COLLECTED MATERIAL.

__________

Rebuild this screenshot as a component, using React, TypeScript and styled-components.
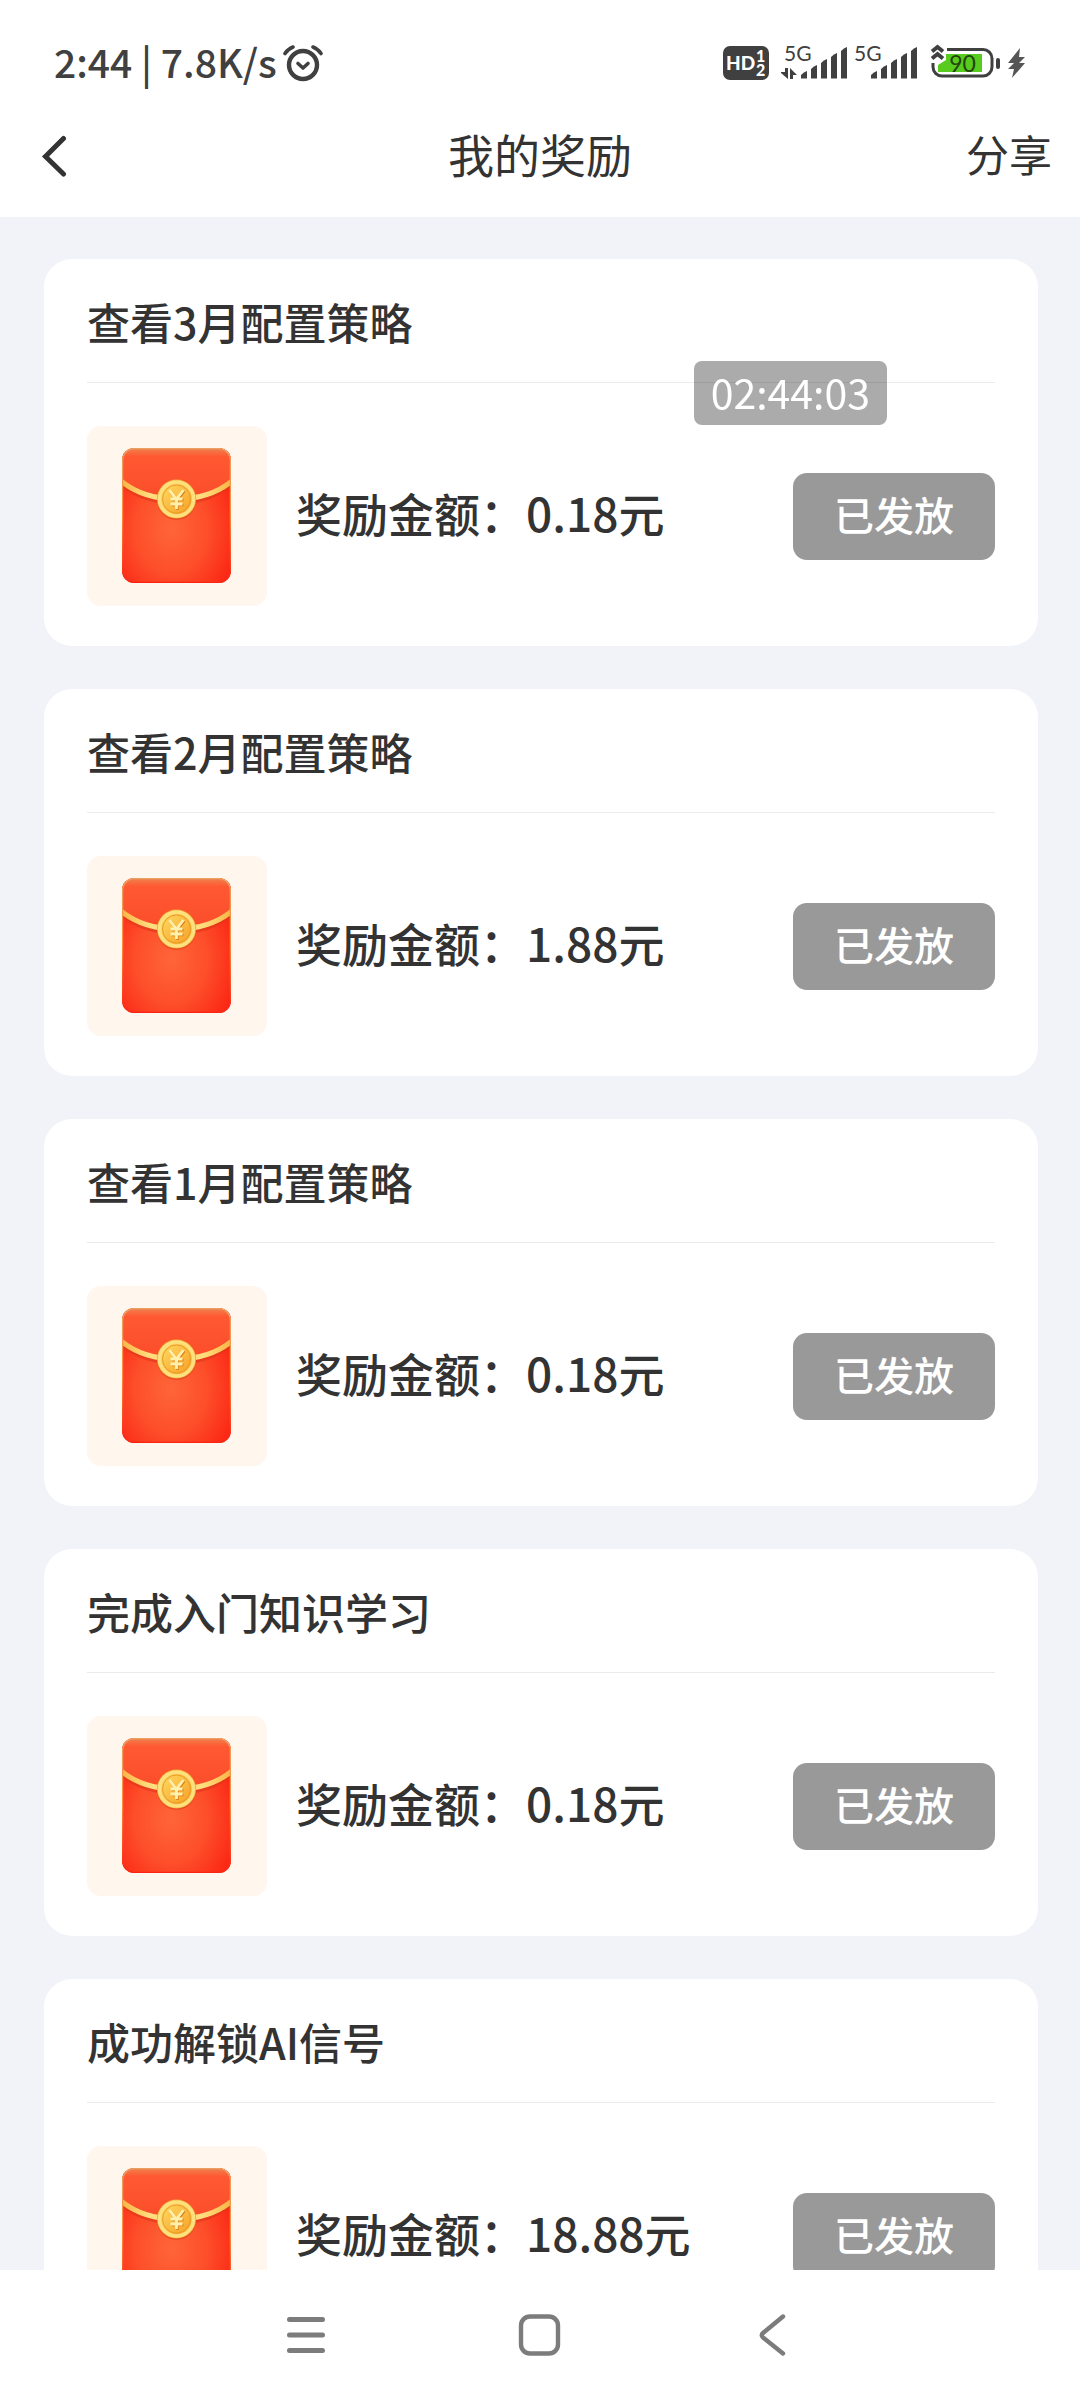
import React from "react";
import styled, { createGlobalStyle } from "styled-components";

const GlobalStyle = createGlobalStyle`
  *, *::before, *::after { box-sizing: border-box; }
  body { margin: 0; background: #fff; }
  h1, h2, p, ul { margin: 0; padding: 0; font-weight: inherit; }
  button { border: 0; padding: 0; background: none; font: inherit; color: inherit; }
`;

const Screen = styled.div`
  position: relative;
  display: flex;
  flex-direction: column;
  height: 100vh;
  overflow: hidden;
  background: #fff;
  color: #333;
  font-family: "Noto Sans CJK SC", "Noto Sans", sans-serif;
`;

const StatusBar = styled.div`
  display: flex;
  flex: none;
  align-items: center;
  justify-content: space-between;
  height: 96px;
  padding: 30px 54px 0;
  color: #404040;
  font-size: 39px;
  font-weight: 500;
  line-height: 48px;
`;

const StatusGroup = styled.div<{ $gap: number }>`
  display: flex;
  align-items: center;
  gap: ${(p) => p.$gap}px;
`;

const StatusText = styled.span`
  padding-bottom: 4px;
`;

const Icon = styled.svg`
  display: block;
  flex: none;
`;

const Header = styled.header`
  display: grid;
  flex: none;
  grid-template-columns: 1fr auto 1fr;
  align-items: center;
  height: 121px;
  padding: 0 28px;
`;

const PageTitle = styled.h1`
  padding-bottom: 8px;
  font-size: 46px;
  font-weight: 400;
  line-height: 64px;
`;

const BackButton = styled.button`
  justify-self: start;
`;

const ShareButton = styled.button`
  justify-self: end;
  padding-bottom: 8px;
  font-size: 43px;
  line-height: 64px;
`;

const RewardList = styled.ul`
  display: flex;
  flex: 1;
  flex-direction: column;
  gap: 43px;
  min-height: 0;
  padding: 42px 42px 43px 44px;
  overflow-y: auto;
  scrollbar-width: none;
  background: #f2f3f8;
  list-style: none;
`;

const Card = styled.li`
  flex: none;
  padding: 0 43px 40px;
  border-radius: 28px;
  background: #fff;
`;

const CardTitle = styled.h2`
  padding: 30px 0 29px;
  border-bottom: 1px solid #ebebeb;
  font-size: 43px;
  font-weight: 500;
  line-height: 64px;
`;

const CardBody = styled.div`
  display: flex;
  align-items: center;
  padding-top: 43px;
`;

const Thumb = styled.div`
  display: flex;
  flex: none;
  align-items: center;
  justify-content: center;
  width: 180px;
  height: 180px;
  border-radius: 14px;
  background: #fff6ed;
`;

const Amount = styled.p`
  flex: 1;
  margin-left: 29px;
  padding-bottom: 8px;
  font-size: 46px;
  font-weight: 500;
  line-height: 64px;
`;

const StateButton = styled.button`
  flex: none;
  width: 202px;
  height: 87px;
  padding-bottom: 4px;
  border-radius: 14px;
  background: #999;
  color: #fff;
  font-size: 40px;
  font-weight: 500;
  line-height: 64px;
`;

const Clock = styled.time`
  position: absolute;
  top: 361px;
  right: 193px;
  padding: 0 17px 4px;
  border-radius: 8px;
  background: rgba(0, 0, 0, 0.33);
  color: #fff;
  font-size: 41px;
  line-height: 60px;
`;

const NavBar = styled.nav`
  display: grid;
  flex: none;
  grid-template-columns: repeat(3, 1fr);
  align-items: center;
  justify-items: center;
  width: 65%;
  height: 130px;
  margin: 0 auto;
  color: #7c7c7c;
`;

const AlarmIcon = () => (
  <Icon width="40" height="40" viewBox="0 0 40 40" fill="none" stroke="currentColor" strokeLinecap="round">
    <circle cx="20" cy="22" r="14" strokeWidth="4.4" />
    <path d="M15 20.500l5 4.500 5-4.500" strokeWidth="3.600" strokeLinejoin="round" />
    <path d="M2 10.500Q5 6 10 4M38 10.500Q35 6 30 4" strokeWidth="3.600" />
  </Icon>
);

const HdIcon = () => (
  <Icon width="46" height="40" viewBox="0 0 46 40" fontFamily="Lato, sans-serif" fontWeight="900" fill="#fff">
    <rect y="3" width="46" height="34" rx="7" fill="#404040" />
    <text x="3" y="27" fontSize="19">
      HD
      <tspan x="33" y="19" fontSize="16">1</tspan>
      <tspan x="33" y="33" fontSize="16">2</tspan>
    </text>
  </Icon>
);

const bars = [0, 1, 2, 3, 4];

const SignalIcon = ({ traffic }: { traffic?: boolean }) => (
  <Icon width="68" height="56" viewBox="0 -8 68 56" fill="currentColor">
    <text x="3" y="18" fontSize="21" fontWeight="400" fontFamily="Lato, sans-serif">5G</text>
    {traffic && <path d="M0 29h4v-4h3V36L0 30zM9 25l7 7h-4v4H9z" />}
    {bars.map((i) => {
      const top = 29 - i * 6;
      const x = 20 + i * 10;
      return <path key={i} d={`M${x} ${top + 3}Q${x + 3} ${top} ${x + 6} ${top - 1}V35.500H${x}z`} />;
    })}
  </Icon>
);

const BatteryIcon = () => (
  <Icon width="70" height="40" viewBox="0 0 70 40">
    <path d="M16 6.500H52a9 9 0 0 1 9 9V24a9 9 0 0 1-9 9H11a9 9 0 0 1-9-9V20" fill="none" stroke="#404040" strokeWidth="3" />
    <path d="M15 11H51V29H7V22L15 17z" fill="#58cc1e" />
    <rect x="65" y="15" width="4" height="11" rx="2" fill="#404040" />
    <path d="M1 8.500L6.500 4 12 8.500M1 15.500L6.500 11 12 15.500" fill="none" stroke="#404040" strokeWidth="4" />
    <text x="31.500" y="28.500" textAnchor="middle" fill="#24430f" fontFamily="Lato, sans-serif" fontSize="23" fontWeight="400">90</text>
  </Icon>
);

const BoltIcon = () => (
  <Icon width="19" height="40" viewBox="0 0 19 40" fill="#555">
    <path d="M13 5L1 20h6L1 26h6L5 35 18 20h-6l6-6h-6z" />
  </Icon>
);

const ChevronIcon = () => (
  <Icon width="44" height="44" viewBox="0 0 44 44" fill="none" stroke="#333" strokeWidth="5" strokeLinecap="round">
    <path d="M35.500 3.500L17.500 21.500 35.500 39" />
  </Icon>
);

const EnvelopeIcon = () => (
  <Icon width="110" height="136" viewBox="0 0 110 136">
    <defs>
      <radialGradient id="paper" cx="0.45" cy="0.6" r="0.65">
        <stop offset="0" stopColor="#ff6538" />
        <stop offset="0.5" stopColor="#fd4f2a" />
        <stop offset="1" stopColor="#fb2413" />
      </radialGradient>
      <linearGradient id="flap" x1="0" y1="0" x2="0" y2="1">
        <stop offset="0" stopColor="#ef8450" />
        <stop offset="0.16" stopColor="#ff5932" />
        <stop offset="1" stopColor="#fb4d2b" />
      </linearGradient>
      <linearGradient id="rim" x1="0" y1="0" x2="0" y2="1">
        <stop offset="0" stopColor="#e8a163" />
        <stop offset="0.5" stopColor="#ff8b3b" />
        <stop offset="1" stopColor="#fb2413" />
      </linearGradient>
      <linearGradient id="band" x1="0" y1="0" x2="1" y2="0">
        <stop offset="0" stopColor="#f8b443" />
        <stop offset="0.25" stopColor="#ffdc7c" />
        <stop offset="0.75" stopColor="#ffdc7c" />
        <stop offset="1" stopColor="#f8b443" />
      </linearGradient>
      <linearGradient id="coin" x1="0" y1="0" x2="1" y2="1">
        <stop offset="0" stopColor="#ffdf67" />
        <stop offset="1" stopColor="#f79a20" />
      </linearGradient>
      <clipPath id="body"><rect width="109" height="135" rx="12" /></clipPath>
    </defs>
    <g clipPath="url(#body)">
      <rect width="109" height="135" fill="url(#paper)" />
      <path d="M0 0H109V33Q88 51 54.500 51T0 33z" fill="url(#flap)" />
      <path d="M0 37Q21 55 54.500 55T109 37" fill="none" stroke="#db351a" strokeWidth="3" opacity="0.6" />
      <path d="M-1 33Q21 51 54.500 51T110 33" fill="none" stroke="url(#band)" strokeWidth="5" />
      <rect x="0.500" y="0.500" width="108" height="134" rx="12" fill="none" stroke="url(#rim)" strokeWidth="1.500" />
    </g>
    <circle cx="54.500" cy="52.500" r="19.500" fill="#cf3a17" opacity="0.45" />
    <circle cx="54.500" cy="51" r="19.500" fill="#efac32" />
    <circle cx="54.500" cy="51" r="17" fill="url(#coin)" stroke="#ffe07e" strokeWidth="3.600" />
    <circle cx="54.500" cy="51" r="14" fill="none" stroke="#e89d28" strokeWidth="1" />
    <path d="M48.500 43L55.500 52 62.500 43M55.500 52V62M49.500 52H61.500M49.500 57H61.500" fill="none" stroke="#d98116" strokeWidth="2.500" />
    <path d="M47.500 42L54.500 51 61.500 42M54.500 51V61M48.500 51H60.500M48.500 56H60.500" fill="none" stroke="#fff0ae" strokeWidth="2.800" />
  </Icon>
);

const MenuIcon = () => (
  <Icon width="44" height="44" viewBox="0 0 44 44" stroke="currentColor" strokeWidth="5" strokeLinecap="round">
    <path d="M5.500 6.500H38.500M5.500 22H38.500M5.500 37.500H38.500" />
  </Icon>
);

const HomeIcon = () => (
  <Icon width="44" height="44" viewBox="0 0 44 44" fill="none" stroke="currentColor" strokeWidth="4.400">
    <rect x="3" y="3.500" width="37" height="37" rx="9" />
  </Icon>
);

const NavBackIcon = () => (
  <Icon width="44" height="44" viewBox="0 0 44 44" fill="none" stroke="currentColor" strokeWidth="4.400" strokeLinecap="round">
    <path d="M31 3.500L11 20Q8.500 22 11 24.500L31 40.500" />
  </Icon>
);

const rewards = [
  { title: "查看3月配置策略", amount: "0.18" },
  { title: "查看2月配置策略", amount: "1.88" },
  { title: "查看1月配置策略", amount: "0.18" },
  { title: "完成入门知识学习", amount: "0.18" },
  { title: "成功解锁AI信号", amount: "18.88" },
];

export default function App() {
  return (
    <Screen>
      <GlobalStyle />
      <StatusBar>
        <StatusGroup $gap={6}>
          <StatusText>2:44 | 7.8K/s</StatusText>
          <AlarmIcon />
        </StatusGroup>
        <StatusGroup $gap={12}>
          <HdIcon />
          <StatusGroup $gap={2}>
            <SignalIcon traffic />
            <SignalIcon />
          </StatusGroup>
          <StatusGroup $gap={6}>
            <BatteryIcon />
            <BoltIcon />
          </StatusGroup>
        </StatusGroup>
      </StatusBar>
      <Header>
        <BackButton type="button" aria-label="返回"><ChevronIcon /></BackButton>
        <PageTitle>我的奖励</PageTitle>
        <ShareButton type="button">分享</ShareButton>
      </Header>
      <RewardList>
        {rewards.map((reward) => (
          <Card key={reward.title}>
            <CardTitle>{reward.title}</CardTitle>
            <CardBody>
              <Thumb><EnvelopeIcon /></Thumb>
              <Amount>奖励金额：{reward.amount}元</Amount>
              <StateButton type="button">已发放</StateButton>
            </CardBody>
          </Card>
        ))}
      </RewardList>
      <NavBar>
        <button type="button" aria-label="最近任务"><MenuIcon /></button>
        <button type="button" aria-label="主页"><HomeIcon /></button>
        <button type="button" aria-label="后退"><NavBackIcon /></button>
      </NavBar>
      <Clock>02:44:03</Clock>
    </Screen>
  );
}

__________

OBJECTIVE. Show the lines from the data above that contain the string "React".

TASK OUTPUT.
Rebuild this screenshot as a component, using React, TypeScript and styled-components.
import React from "react";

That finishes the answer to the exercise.